Kimin için intikam istenir?

İsrail intikam teorisini sivil ölüleri için hesap sorma temeline dayandırıyor

Fotoğraf: Reuters_Arşiv
Fotoğraf: Reuters_Arşiv
TT

Kimin için intikam istenir?

Fotoğraf: Reuters_Arşiv
Fotoğraf: Reuters_Arşiv

Husam İytani

Gazze'deki el-Tabiin okulunda 100 Filistinli sivilin öldürülmesine verilen tepkiler ile Hamas Siyasi Büro başkanı İsmail Heniyye ve Hizbullah lideri Fuad Şükür'ün öldürülmesinin ardından verilen tepkiler arasındaki farkta, bu bölgenin trajedisi yatıyor; sıradan bir sivil insanın değeri nedir? Etkenleri giderek belirsiz ve gerçeklikten uzaklaşan çatışmalardaki konumu nedir?
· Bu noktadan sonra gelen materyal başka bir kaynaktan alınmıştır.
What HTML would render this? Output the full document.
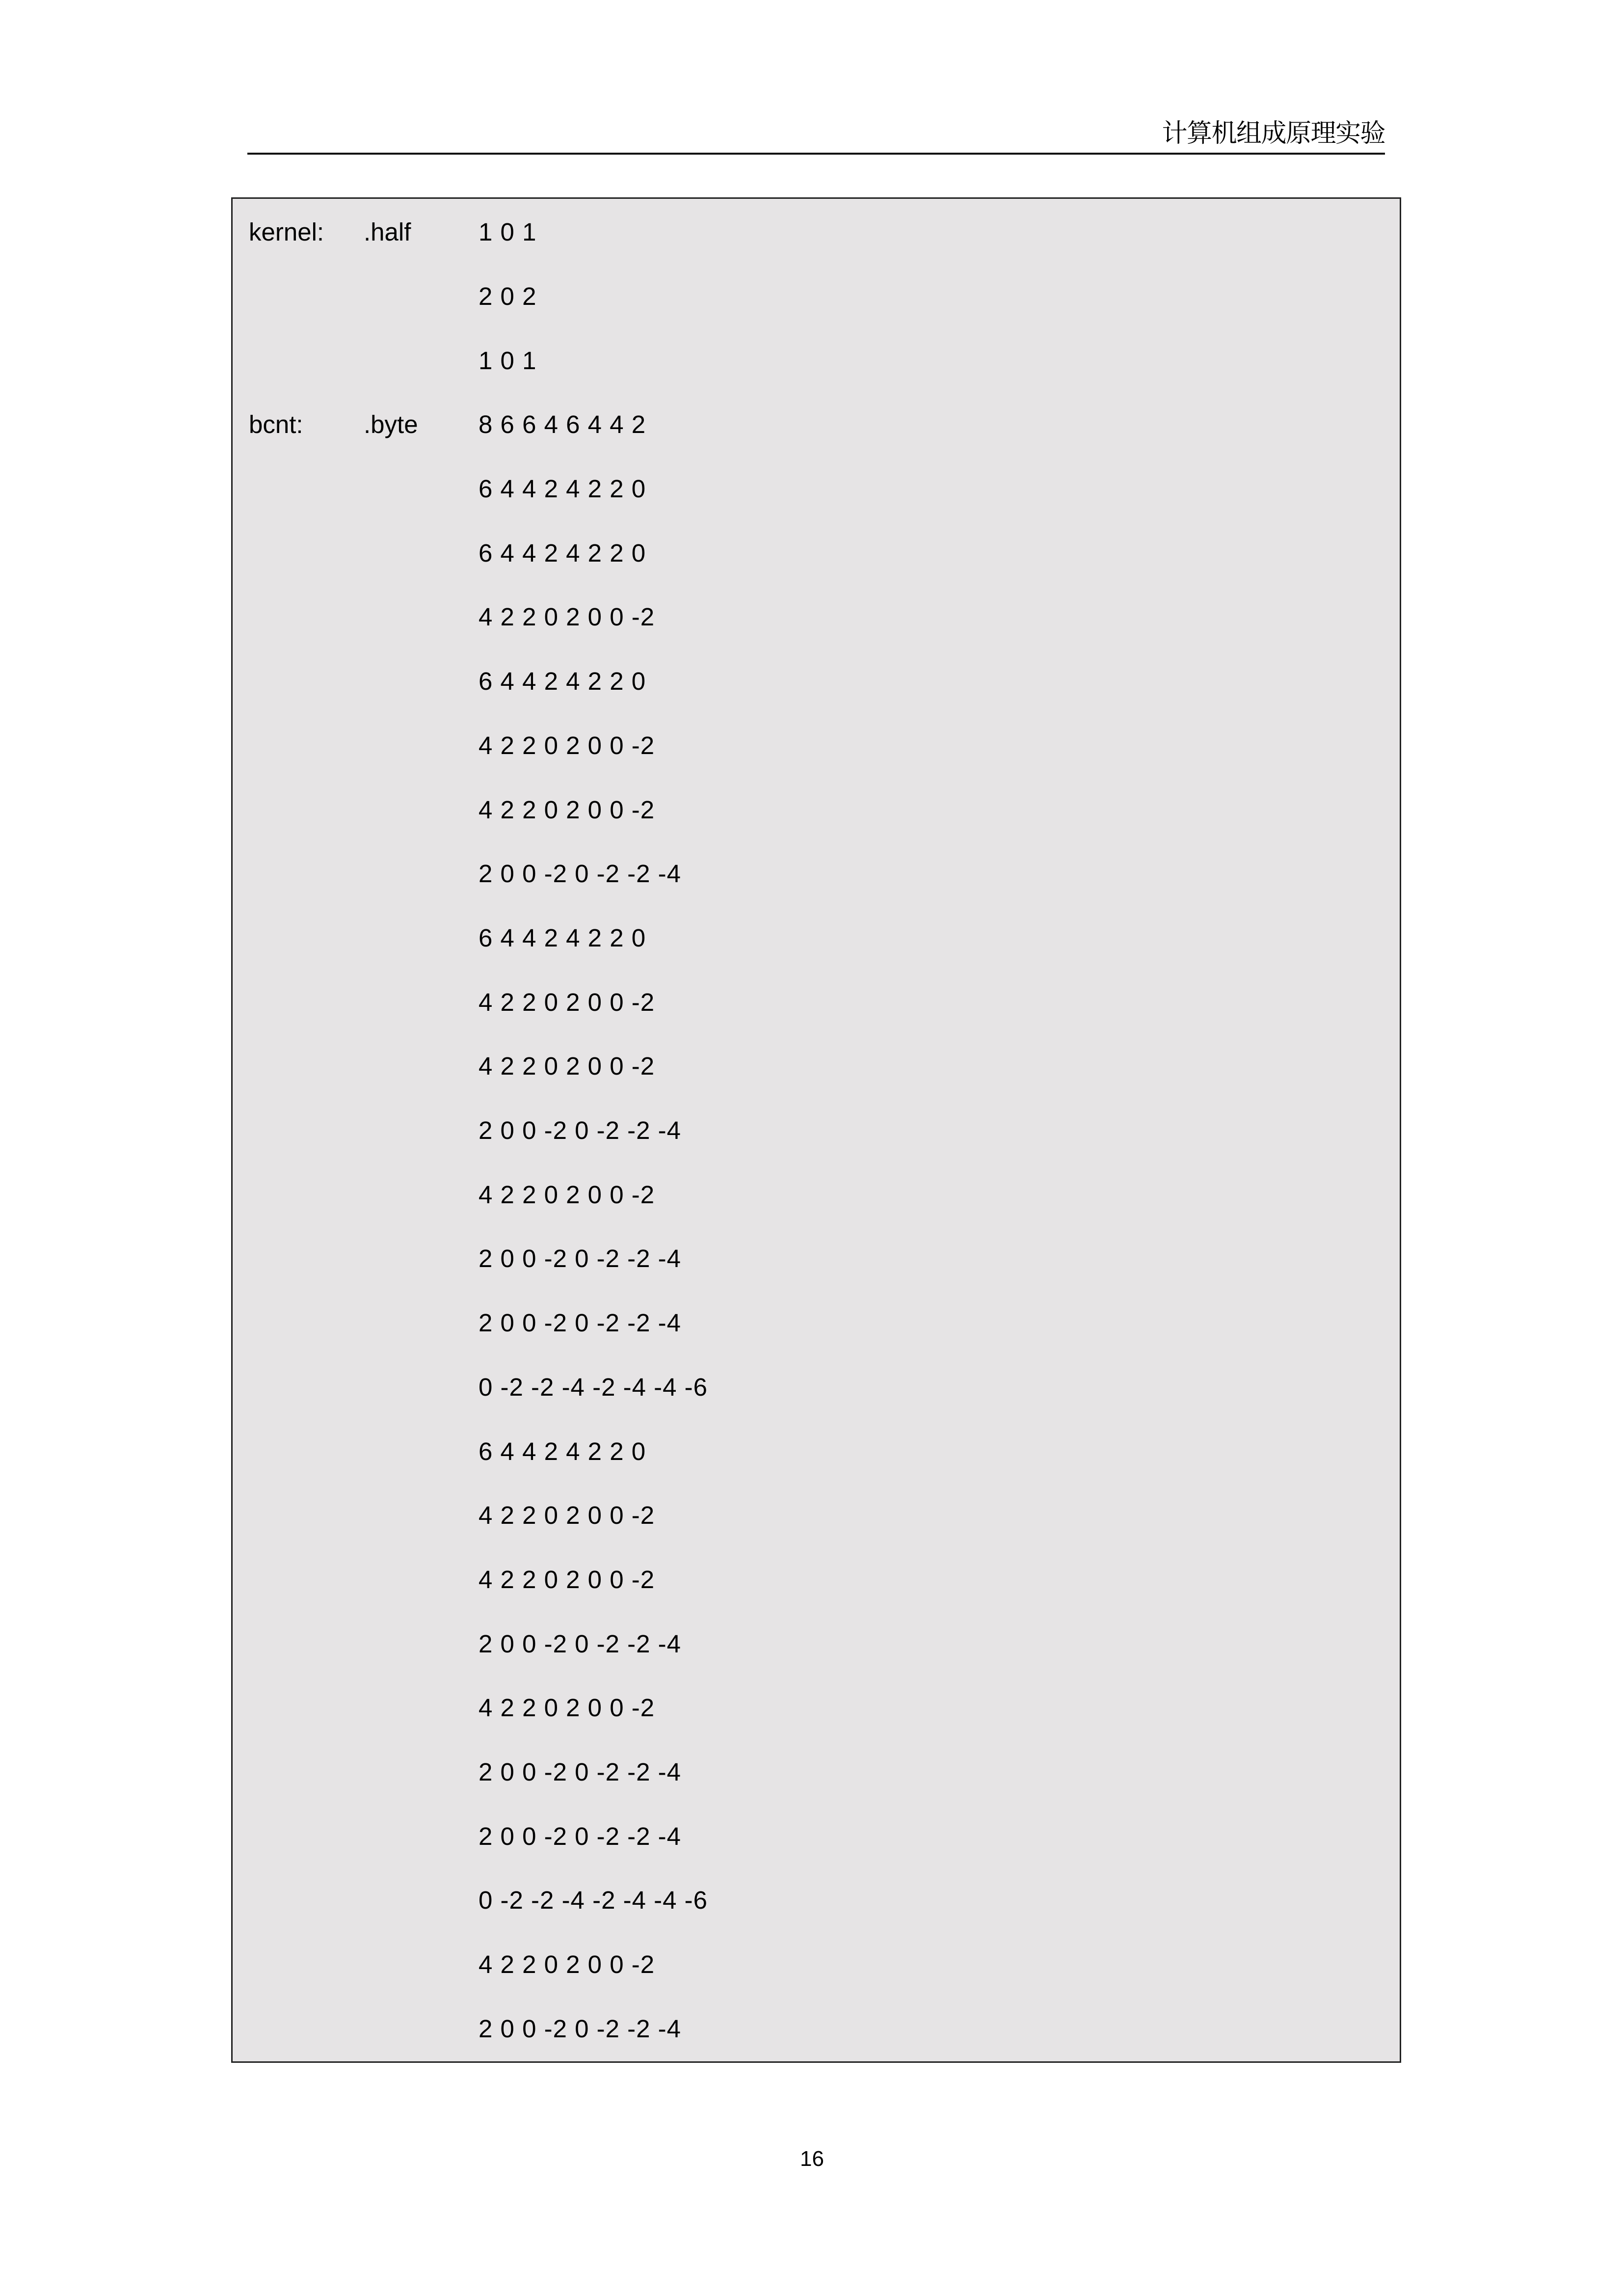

Heniyye suikastı, İsrail'in İran egemenliğini ihlal etmesi ve Aksa Tufanı operasyonu ile çöken caydırıcılığını yeniden kazanmak amacıyla savaşı tırmandırması bağlamına yerleştirildi. Zira Heniyye, İran'ın yeni Cumhurbaşkanı Mesud Pezeşkiyan'ın göreve başlama törenine katılmasından ve Dini Lider Ali Hamaney ile görüşmesinden saatler sonra suikasta kurban gitti. Bu, güvenlik ve istihbarat konusunda takıntılı olan ve İran vatandaşlarının yaşadığı boğucu ekonomik krizin gölgesinde teşkilatlarına ve güçlerine milyarlarca dolar harcayan bir ülkede, tüm İran güvenlik yapısına indirilen büyük bir darbe değil de nedir? Hükümet sözcüleri, Devrim Muhafızları ve Tahran'daki diğer iktidar kurumlarının yayınladıkları açıklamalara göre bu, sert bir karşılığı gerektiriyor.

Heniyye suikastı ile Şükür'ün öldürülmesi arasında bazı benzerlikler var. İkincisinin, Hizbullah’ın askeri ve güvenlik liderliğini de içeren Cihat Konseyi’nin birinci ismi olduğu söyleniyor. Ayrıca Hizbullah Genel Sekreteri Hasan Nasrallah'ın askeri danışmanıydı. Beyrut'un güney banliyölerinde orada yaşadığı bilinmeyen bir apartman dairesine insansız hava aracı ile düzenlenen saldırı ile öldürüldü. Şükür’ün bu şekilde öldürülmesinin, Hizbullah'ın diğer yetkililerine, İsrail, liderinize bile suikast düzenlediği sürece hiçbiriniz güvende değilsiniz şeklinde bir mesaj taşıdığına inanılıyor. Bu, bir tarafta direniş ekseni ile diğer tarafta büyük ve küçük iki şeytan (ABD ve İsrail) ve ikisi arasında içerideki Siyonist Lübnanlılar arasındaki açık hesap defterine dahil edilmeyi hak eden bir eylem.

Bu hesap sorma, tasfiye planları ve açık intikam mantığı içinde, İsrail'in el-Tabiin okulu saldırısı kurbanlarının veya onlar gibi Gazze ve Lübnan'da her gün ölen ve “yan kurbanlar” olarak sınıflandırılan sivillerin hiçbir değeri yok gibi görünüyor.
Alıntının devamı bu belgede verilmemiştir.